Matters nearly came to a boiling point this March, when Ndayishimiye said in an interview with BBC that he had seen “credible intelligence” that Rwanda was planning an attack on the country, another claim that Kigali refuted.
Ethnic tensions linger despite stability measures
Burundi’s long-standing ethnic tensions between the majority Hutu and minority Tutsi communities have historically shaped its political landscape. Mumanya pointed out that although reforms have improved stability, tensions remain deeply entrenched.
These tensions nearly escalated significantly last year during discussions to review constitutional ethnic representation quotas, which allocate seats in government and parliament along ethnic lines.
“There was a big concern among members of the Tutsi community that they would be disadvantaged because the ruling party … is controlled primarily by Hutu leaders,” Mumanya explained.
However, she said Ndayishimiye “carefully” managed the situation by persuading his allies to postpone the review for another five years.
The tensions are still present in Burundi but “managed to a point where they don’t escalate into large-scale violence,” she said, but added that ethnic dynamics continue to pose a persistent challenge, with marginalized groups like the Twa facing ongoing exclusion.
“During times of heightened political tensions, such as elections, sometimes these tensions worsen and you see one-off incidents of communal violence,” Mumanya said. “But it’s highly unlikely to be large-scale.”
Complex electoral system influences representation
While Burundi’s electoral framework may seem straightforward, its implementation is intricate, involving proportional representation and quotas designed to balance ethnic and gender representation.
The National Assembly elections use a closed-list proportional representation system, where voters select party lists rather than individual candidates. Parliamentary seats are then allocated proportionally based on each party’s vote share.
Ethnic representation quotas mandate that 60% of seats are reserved for Hutus and 40% for Tutsis, with three additional seats dedicated to the Twa minority.
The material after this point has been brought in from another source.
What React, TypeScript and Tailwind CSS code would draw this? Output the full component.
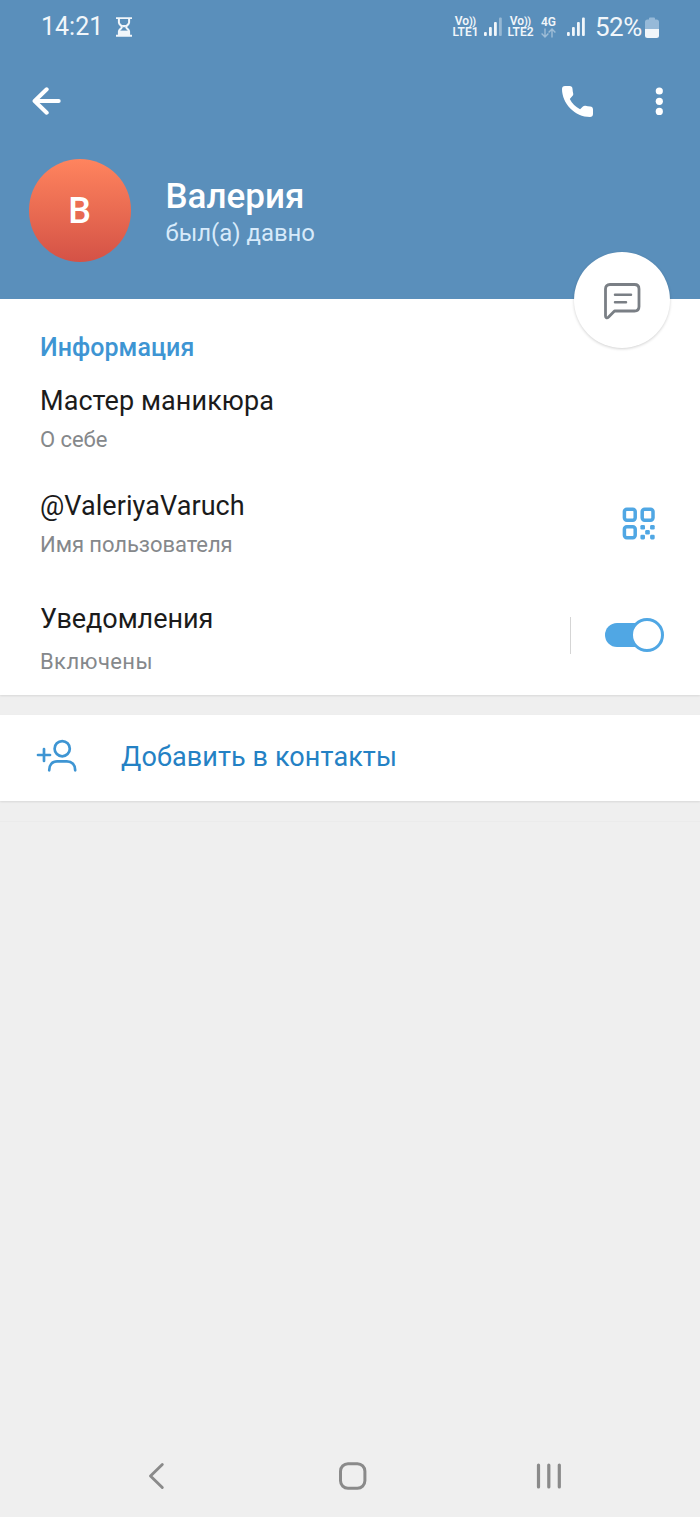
import React from 'react';

const profile = {
  name: 'Валерия',
  initial: 'В',
  lastSeen: 'был(а) давно',
  bio: 'Мастер маникюра',
  username: '@ValeriyaVaruch',
};

function SignalBars({ weak = false }: { weak?: boolean }) {
  return (
    <svg width="18" height="20" viewBox="0 0 18 20" fill="#f1f6fa" className="shrink-0">
      <rect x="0" y="15" width="2.8" height="4" rx="1" />
      <rect x="5" y="10" width="2.8" height="9" rx="1" />
      <rect x="10" y="5" width="2.8" height="14" rx="1" />
      <rect x="15" y="0.5" width="2.8" height="18.5" rx="1" opacity={weak ? 0.4 : 1} />
    </svg>
  );
}

function VoLte({ sim }: { sim: number }) {
  return (
    <div className="flex w-[27px] shrink-0 flex-col items-center text-[12px] leading-[11px] font-semibold whitespace-nowrap">
      <span className="-ml-px">
        Vo<span className="text-[11px] tracking-[-0.8px]">))</span>
      </span>
      <span>LTE{sim}</span>
    </div>
  );
}

function StatusBar() {
  return (
    <div className="flex h-[54px] items-center pl-[41px] text-[#f1f6fa]">
      <span className="w-[61px] text-[25px] leading-[30px]">14:21</span>
      {/* Hourglass */}
      <svg width="16" height="20" viewBox="0 0 16 20" fill="none" stroke="#f1f6fa" className="ml-[14px]">
        <path d="M0 1.1h16M0 18.7h16" strokeWidth="1.9" />
        <path d="M2.900 1.500v4c0 2.300 3 2.800 3 4.500s-3 2.200-3 4.500v4M13.100 1.500v4c0 2.300-3 2.800-3 4.500s3 2.200 3 4.500v4" strokeWidth="2" />
        <path d="M5.500 8h5L9 10.300H7z" fill="#f1f6fa" stroke="none" />
        <path d="M2.600 13.600h10.800v5H2.600z" fill="#f1f6fa" stroke="none" />
      </svg>
      <div className="ml-[320px] flex items-center">
        <VoLte sim={1} />
        <span className="ml-[5px]"><SignalBars weak /></span>
        <span className="ml-[5px]"><VoLte sim={2} /></span>
        <div className="ml-[6px] flex w-[17px] flex-col items-center">
          <span className="text-[12px] leading-[11px] font-semibold">4G</span>
          <svg width="15" height="10" viewBox="0 0 15 10" fill="none" stroke="#f1f6fa" strokeWidth="1.400" opacity="0.45">
            <path d="M4 .5v8.500M.6 5.600L4 9l3.400-3.400M11 9.500V1M7.600 4.400L11 1l3.400 3.400" />
          </svg>
        </div>
        <span className="ml-[10px]"><SignalBars /></span>
        <span className="ml-[10px] w-[47px] text-[26px] leading-[30px] tracking-[-0.5px]">52%</span>
        <svg width="14" height="21" viewBox="0 0 14 21" className="ml-[3px]">
          <path d="M4 2.500V1.500Q4 .5 5 .5h4q1 0 1 1v1h1.500Q14 2.500 14 5v7H0V5q0-2.500 2.500-2.500z" fill="#96b9d8" />
          <path d="M0 12h14v6.500q0 2.500-2.500 2.500h-9Q0 21 0 18.500z" fill="#f1f6fa" />
        </svg>
      </div>
    </div>
  );
}

function Header() {
  return (
    <header className="relative h-[299px] bg-[#5a8fbb] text-white">
      <StatusBar />

      <div className="flex h-[94px] items-center pr-[37px] pl-[32px]">
        <button aria-label="Назад">
          <svg width="29" height="28" viewBox="0 0 29 28" fill="none" stroke="currentColor" strokeWidth="4" strokeLinecap="round" strokeLinejoin="round">
            <path d="M14.700 2.300L2.600 14l12.100 11.700M3.500 14h23.200" />
          </svg>
        </button>
        <button aria-label="Позвонить" className="ml-auto">
          <svg width="31" height="31" viewBox="0 0 31 31" fill="currentColor">
            <path d="M3 0h4.600c1.800 0 2.800 1.100 2.900 2.700.1 1.800.3 3.200.7 4.800.2 1-.1 1.900-.8 2.600L7.800 12.900c2.300 4.500 5.800 8 10.300 10.300l2.800-2.600c.7-.7 1.600-1 2.600-.8 1.600.4 3 .6 4.800.7 1.600.1 2.700 1.100 2.700 2.900V28c0 2-1.200 3-3 3C13 31 0 17.500 0 3 0 1.200 1 0 3 0z" />
          </svg>
        </button>
        <button aria-label="Ещё" className="ml-[62px]">
          <svg width="8" height="28" viewBox="0 0 8 28" fill="currentColor">
            <circle cx="4.300" cy="4" r="3.600" />
            <circle cx="4.300" cy="14.300" r="3.600" />
            <circle cx="4.300" cy="24.400" r="3.600" />
          </svg>
        </button>
      </div>

      <div className="flex pt-[11px] pl-[29px]">
        <div className="flex h-[103px] w-[102px] items-center justify-center rounded-full bg-linear-to-b from-[#ff845e] to-[#d45246] text-[36px] font-medium">
          <span className="-ml-px">{profile.initial}</span>
        </div>
        <div className="ml-[34.500px] pt-[17px]">
          <h1 className="text-[35px] leading-[42px] font-medium">{profile.name}</h1>
          <p className="text-[23.900px] leading-[30px] text-[#d7eafa]">{profile.lastSeen}</p>
        </div>
      </div>

      {/* Message button, half over the info card */}
      <button
        aria-label="Написать"
        className="absolute top-[252px] right-[30px] flex h-[96px] w-[96px] items-center justify-center rounded-full bg-white shadow-[0_1px_3px_rgba(0,0,0,0.18)]"
      >
        <svg width="38" height="38" viewBox="0 0 38 38" fill="none" stroke="#7a7f85" strokeWidth="2.800" strokeLinecap="round" strokeLinejoin="round" className="mt-px mr-px">
          <path d="M7 2.500h24.500q4.500 0 4.500 4.500v17.500q0 4.500-4.500 4.500H11.500l-5.900 6q-1.200 1.100-2.300.7-.8-.4-.8-1.700V7q0-4.500 4.500-4.500z" />
          <path d="M12 12.800h16M12 20.200h11" strokeWidth="2.500" />
        </svg>
      </button>
    </header>
  );
}

function InfoRow({ title, subtitle }: { title: string; subtitle: string }) {
  return (
    <div>
      <p className="text-[27px] leading-[32px] tracking-[0.07px] text-[#1b1b1b]">{title}</p>
      <p className="mt-[9px] text-[22px] leading-[27px] tracking-[-0.06px] text-[#85888b]">{subtitle}</p>
    </div>
  );
}

function QrIcon() {
  return (
    <svg width="33" height="33" viewBox="0 0 33 33" fill="#50a7e4" className="mb-[2px]">
      <g fill="none" stroke="#50a7e4" strokeWidth="3.500">
        <rect x="2.400" y="2.200" width="10.800" height="11" rx="2.400" />
        <rect x="20.200" y="2.200" width="10.800" height="11" rx="2.400" />
        <rect x="2.400" y="19.700" width="10.800" height="11" rx="2.400" />
      </g>
      <rect x="18.400" y="18" width="4.600" height="4.600" rx="1.300" />
      <rect x="28.100" y="18" width="4.600" height="4.600" rx="1.300" />
      <rect x="23.200" y="22.900" width="4.600" height="4.600" rx="1.300" />
      <rect x="18.400" y="27.800" width="4.600" height="4.600" rx="1.300" />
      <rect x="28.100" y="27.800" width="4.600" height="4.600" rx="1.300" />
    </svg>
  );
}

function InfoCard() {
  return (
    <section className="h-[396px] bg-white pt-[34px] pl-[40px] shadow-[0_1px_2px_rgba(0,0,0,0.1)]">
      <h2 className="text-[25px] leading-[30px] font-medium tracking-[0.05px] text-[#3e95d3]">Информация</h2>
      <div className="mt-[22px]">
        <InfoRow title={profile.bio} subtitle="О себе" />
      </div>
      <div className="mt-[37px] flex items-center justify-between pr-[45px]">
        <InfoRow title={profile.username} subtitle="Имя пользователя" />
        <QrIcon />
      </div>
      <div className="mt-[45px] flex items-center pr-[36px]">
        <div>
          <p className="text-[27px] leading-[32px] tracking-[-0.07px] text-[#1b1b1b]">Уведомления</p>
          <p className="mt-[14px] text-[22px] leading-[26px] tracking-[0.4px] text-[#85888b]">Включены</p>
        </div>
        <div className="mb-[7px] ml-auto h-[37px] w-px bg-[#d5d5d5]" />
        <button role="switch" aria-checked="true" aria-label="Уведомления" className="mb-[8px] ml-[34px] flex h-[35px] w-[59px] items-center">
          <span className="h-[24px] w-[42px] rounded-full bg-[#50a7e4]" />
          <span className="-ml-[17px] h-[34px] w-[34px] shrink-0 rounded-full border-3 border-[#50a7e4] bg-white" />
        </button>
      </div>
    </section>
  );
}

function AddContact() {
  return (
    <section className="mt-[20px] flex h-[86px] items-center bg-white pb-[2px] pl-[36px] shadow-[0_1px_2px_rgba(0,0,0,0.1)]">
      <svg width="42" height="34" viewBox="0 0 42 34" fill="none" stroke="#3e95d3" strokeWidth="2.700" strokeLinecap="round" className="mb-[5px]">
        <path d="M2 17h12M8 11v12" />
        <circle cx="26.200" cy="10.700" r="7.600" />
        <path d="M13.200 32.300c0-5.500 2.900-8.900 8-8.900h9.600c5.100 0 8.400 3.400 8.400 8.900" />
      </svg>
      <span className="ml-[43px] text-[27px] leading-[32px] tracking-[0.1px] text-[#2481c4]">Добавить в контакты</span>
    </section>
  );
}

function NavBar() {
  return (
    <nav className="mt-auto flex h-[82px] items-center pl-[148px]">
      <svg width="17" height="28" viewBox="0 0 17 28" fill="none" stroke="#8a8a8a" strokeWidth="2.900" strokeLinecap="round" strokeLinejoin="round">
        <path d="M14.300 2.500L2.500 14l11.800 11.500" />
      </svg>
      <svg width="28" height="28" viewBox="0 0 28 28" fill="none" stroke="#8a8a8a" strokeWidth="3" className="ml-[174px]">
        <rect x="1.500" y="1.700" width="24.400" height="24.600" rx="7.500" />
      </svg>
      <svg width="26" height="28" viewBox="0 0 26 28" fill="none" stroke="#8a8a8a" strokeWidth="3.200" strokeLinecap="round" className="ml-[169px]">
        <path d="M2.500 3v22M12.800 3v22M23.300 3v22" />
      </svg>
    </nav>
  );
}

export default function App() {
  return (
    <main className="flex h-[1517px] w-[700px] flex-col overflow-hidden bg-[#efefef] font-['Roboto',sans-serif]">
      <Header />
      <InfoCard />
      <AddContact />
      <div className="mt-[20px] h-px bg-[#ebebeb]" />
      <NavBar />
    </main>
  );
}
Furthermore, at least 30% of parliamentary seats are reserved for women, reflecting a constitutional commitment to gender representation.
Independent candidates face steeper electoral hurdles, needing a minimum of 40% of the vote to secure representation, compared to just 2% required for political parties.
Mumanya described the system as clear in theory but challenging in practice, noting that these complexities often affect the representation of smaller parties and independent candidates.
Dominant ruling party faces fragmented opposition
The CNDD-FDD remains the dominant force in Burundi’s political landscape, deeply integrated into the state’s institutional structures.
“The CNDD-FDD holds the most political power, the most resources,” Mumanya emphasized, adding that its robust control gives the ruling party a significant advantage.
Meanwhile, Burundi’s main opposition party, the National Congress for Liberty (CNL), faces internal instability following the removal of its leader Agathon Rwasa earlier this year, leading to fragmentation and uncertainty within opposition ranks.
A new coalition, Burundi Bwa Bose, or Burundi for All, was formed in December 2024 by four smaller opposition parties aiming to challenge the CNDD-FDD. However, Mumanya described this coalition as “so weak and very small,” and lacking sufficient resources to mount a meaningful challenge.
Fragile stability and limited economic progress
Mumanya said the elections are widely expected to reaffirm the CNDD-FDD’s hold on power, enabling President Ndayishimiye to further consolidate authority and attempt cautious economic reforms despite considerable resistance from entrenched interests.
She said Burundi’s economic advancement remains hampered by international isolation and slow-paced reform, aggravated by persistent corruption concerns and limited foreign investment. The analyst expects economic progress to remain sluggish even with sustained diplomatic efforts to secure aid and development funding.
Mumanya said these challenges are expected to be the government’s priority for the next few years. While Ndayishimiye is likely to continue to engage with international and African leaders to secure economic agreements and aid deals, “progress will remain slow,” said the expert.
Tensions with Rwanda are expected to remain high over accusations of support for rebel groups like Red Tabara, said Mumanya, adding that Burundi will likely maintain its close military alignment with DR Congo.
“Tensions will remain elevated. Things like border closures will continue, and I think Burundi will definitely remain closer to DR Congo than it is to Rwanda,” she concluded.